Spécialiste de Mélusine Françoise Clier-Colombani a publié des articles dans Keltia - Magazine

 

 

 

Automne NOV 2019 et colloque 201pm.jpg
Françoise Clier-Colombani

 

 

 

 

Autres ouvrages sur Mélusine :

 

Jehan D'Arras vers 1392 : Mélusine

Coudrette : Le Roman de Mélusine (en vers) 1401

 

Bernard Sergent ( intervenant dans le colloque)
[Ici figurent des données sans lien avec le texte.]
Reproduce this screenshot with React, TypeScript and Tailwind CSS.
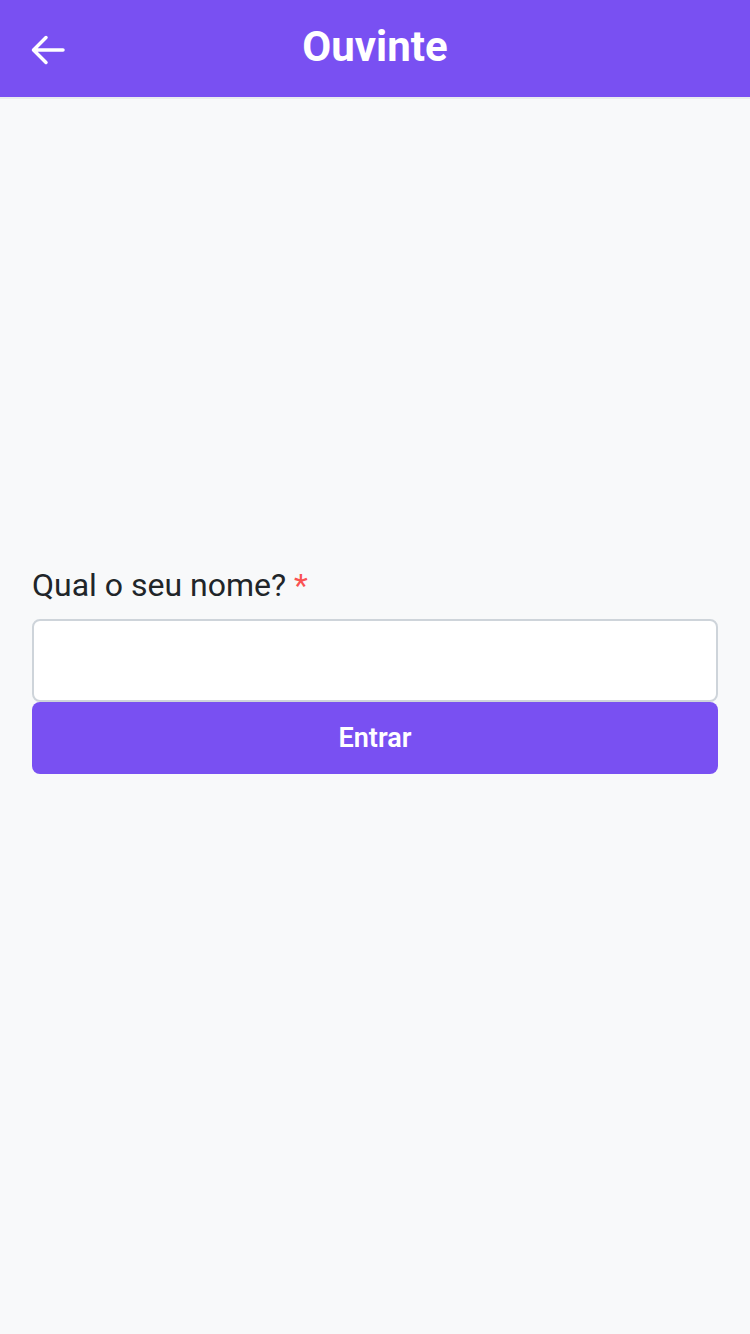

et Président de la Société Mythologique Française..

5 études sur Mélusine.

A noter que des membres éminents de la Société de Mythologie Française comme Henri Dontenville, H Fromage et Fernand Guerif ont publié dans ce cadre des études et ouvrages sur Mélusine...

 

Guy Edouard Pillard. (De nombreux ouvrages sur ce thème dont Les Thèmes Initiatiques dans le Roman de Mélusine.)

 

.......

 

 

La majorité des chercheurs et historiens (il reste quelques « réticents »), considèrent, arguments à l'appui, que les Fées, si présentes dans la littérature médiévale, sont des héritières directes des déesses celtiques... (Il en va de même pour le Graal qui est aussi un réemploi idéologique et symbolique d'un prototype celtique alors « christianisé »...)

 

 

Cette résurgence des hautes figures féminines celtiques en plein Moyen-Âge ou plus tardivement se retrouve avec des exemples abondants dans la « Matière de Bretagne » et les cycles de la Table-Ronde qui furent les best-sellers des cours royales et princières de l'Europe de cette époque (avec une extension vers la Sicile dont le Théâtre de Marionnettes (théâtre del poupi) reproduit les grandes épopées encore de nos jours.)...

 

 

Il existe cependant assez peu d'ouvrages ou d'études mettant en relation, en rapport direct, l'histoire de Mélusine avec le monde Celte...

 

 

La conférencière qui intervient aujourd'hui n'avait pas fait jusqu'alors et à son niveau et dans son ouvrage précité (qui fait référence et qui rassemble une iconographie remarquable) un rapprochement entre la Fée et son « ascendance » celtique.

 

Claudine Glot intervenue le matin a abordé en partie le personnage de Mélusine et a publié un ouvrage à ce sujet (Mélusine : Fée, Femme, Dragon)...

 

 

En ce qui concerne le personnage de Mélusine, la conférencière avait mené quelques recherches du côté du monde Grec et Romain, mais non dans le monde celtique...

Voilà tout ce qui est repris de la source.